Spirituality can well be the magic potion that can keep a marriage functioning if both couples are so inclined. For one thing it helps create more space in the marriage by enabling couples to work on the emotional, physical and psychological needs that keep them in dependency. Secondly, since both parties are growing and changing, there is a constant rediscovery of themselves and each other that chases away staleness and boredom. It might be worthwhile for couples to ask each other periodically, “Who are you?”. The answer might surprise them.
Vanita and Neil admit that although not spiritually inclined, participating in a retreat for engaged couples run by the Catholic Church helped them to see the realities of marriage square in the face. “One of the things I learnt there was that marriage required a lot of hard work. I have never forgotten that,” says Vanita.
Noshir also points out that renouncing a marriage arbitrarily instead of working on it can mean that the same problems may arise in the next marriage.
In his book, Soul Stories, Gary Zukov makes a similar point. Positing the concept of spiritual partnerships, he says that since all partnerships are here for growth, we would be justified in dissolving it only if we arrive at a place where we have outgrown the partnership. But how do we determine this? Clearly not at the level of the mind or ego but from a deeper knowing. When partnerships are so dissolved both parties move on without bitterness or blame.
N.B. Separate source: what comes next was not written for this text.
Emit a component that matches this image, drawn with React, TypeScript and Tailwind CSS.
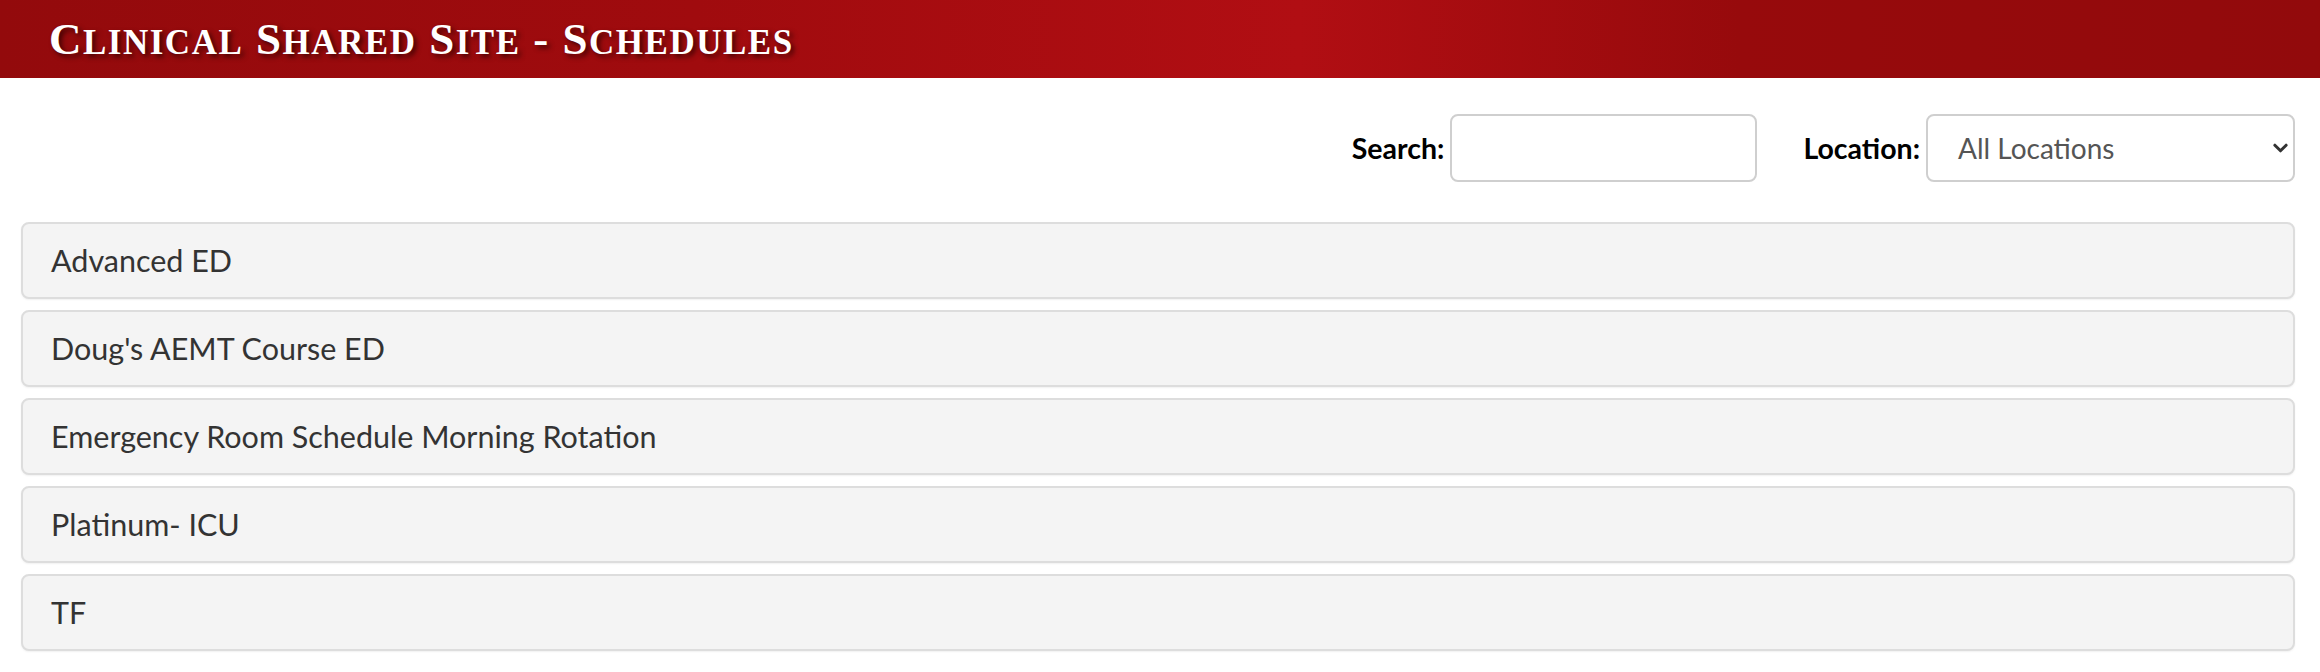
import React from "react";

const schedules = [
  "Advanced ED",
  "Doug's AEMT Course ED",
  "Emergency Room Schedule Morning Rotation",
  "Platinum- ICU",
  "TF",
];

const title = "Clinical Shared Site - Schedules";

// hand-made small caps: first letter large, rest smaller uppercase
const SmallCapsTitle = ({ text }: { text: string }) => (
  <h1 className="font-['Liberation_Serif',serif] font-bold text-white leading-none tracking-[1.5px] [text-shadow:3px_3px_5px_rgba(40,0,0,0.75)] whitespace-pre">
    {text.split(" ").map((word, i) => (
      <React.Fragment key={i}>
        {i > 0 && <span className="text-[45px]"> </span>}
        <span className="text-[45px]">{word.charAt(0).toUpperCase()}</span>
        <span className="text-[35px] uppercase">{word.slice(1)}</span>
      </React.Fragment>
    ))}
  </h1>
);

export default function App() {
  return (
    <div className="min-h-screen bg-white font-['Lato',sans-serif]">
      {/* HEADER */}
      <div className="h-[78px] flex items-center pl-[49px] bg-[linear-gradient(90deg,#930a0c_0%,#a00b0e_30%,#b10e13_56%,#970a0c_75%,#920a0c_100%)]">
        <SmallCapsTitle text={title} />
      </div>

      {/* FILTERS */}
      <div className="flex justify-end items-center pt-[36px] pr-[25px] gap-[46px]">
        <div className="flex items-center gap-[6px]">
          <label className="text-[28.5px] font-bold text-black">Search:</label>
          <input
            type="text"
            className="w-[307px] h-[68px] rounded-[8px] border-2 border-[#cfcfcf] bg-white outline-none"
          />
        </div>
        <div className="flex items-center gap-[6px]">
          <label className="text-[28.5px] font-bold text-black">Location:</label>
          <div className="relative w-[369px] h-[68px] rounded-[8px] border-2 border-[#cfcfcf] bg-white flex items-center pl-[30px]">
            <span className="text-[28px] text-[#555]">All Locations</span>
            <svg
              className="absolute right-[5px] top-1/2 -translate-y-1/2 w-[15px] h-[15px]"
              viewBox="0 0 16 16"
              fill="none"
              stroke="#333"
              strokeWidth={3.2}
            >
              <path d="M2 5l6 6 6-6" strokeLinecap="round" strokeLinejoin="round" />
            </svg>
          </div>
        </div>
      </div>

      {/* SCHEDULE LIST */}
      <div className="flex flex-col gap-[11px] pt-[40px] pl-[21px] pr-[25px] pb-[20px]">
        {schedules.map((name) => (
          <div
            key={name}
            className="h-[77px] flex items-center pl-[28px] rounded-[8px] border-2 border-[#dddddd] bg-[#f4f4f4] shadow-[0_1px_2px_rgba(0,0,0,0.06)]"
          >
            <span className="text-[30.5px] text-[#333]">{name}</span>
          </div>
        ))}
      </div>
    </div>
  );
}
Zukov is merely echoing the karmic point of view which explains that one of the main reasons we take birth repeatedly is to work out our karmas with each other. Therefore, it makes sense to view the partnership as an instrument for growth and to use every conflict and dispute as an indication that one has still not completed the learning.
Outdated?
Samadarshini gives a rather novel angle by stipulating that evolution is leaving behind the concept of marriage. “We are evolving from the era of the individual to the era of teams. There is no more need for families, only for relationships,” she boldly declares. She also maintains that it is high time it was recognised that marriage is not everyone’s destiny. Unmarried herself, she says, “It was a personal decision not to marry. I did not feel the need for it. I feel full and complete within myself.” So here’s a thought. Maybe marriage is not for everyone and the reason why so many couples part ways is because they were not meant to be married. In India, parents all too often consider marriage to be the panacea for all kinds of problems their children may be suffering from, ranging from addictions, mental or physical ailments and even homosexuality. This must cease. Many of us are unfit for marriage and when we do so, we create suffering for the whole family. There are others like Samadarshini who have a different dharma – perhaps to serve society, perhaps to further their own self-realisation. Society must cease to impose marriage on such members and allow them to freely follow their own inclinations.
Making a marriage work is excruciatingly hard. And no matter how much sage advice you get, only you know the reality of your marriage and the endurance capacity of you and your partner. All we can say is, save your marriage if you possibly can for it will bring about a happier world. Good luck and Godspeed.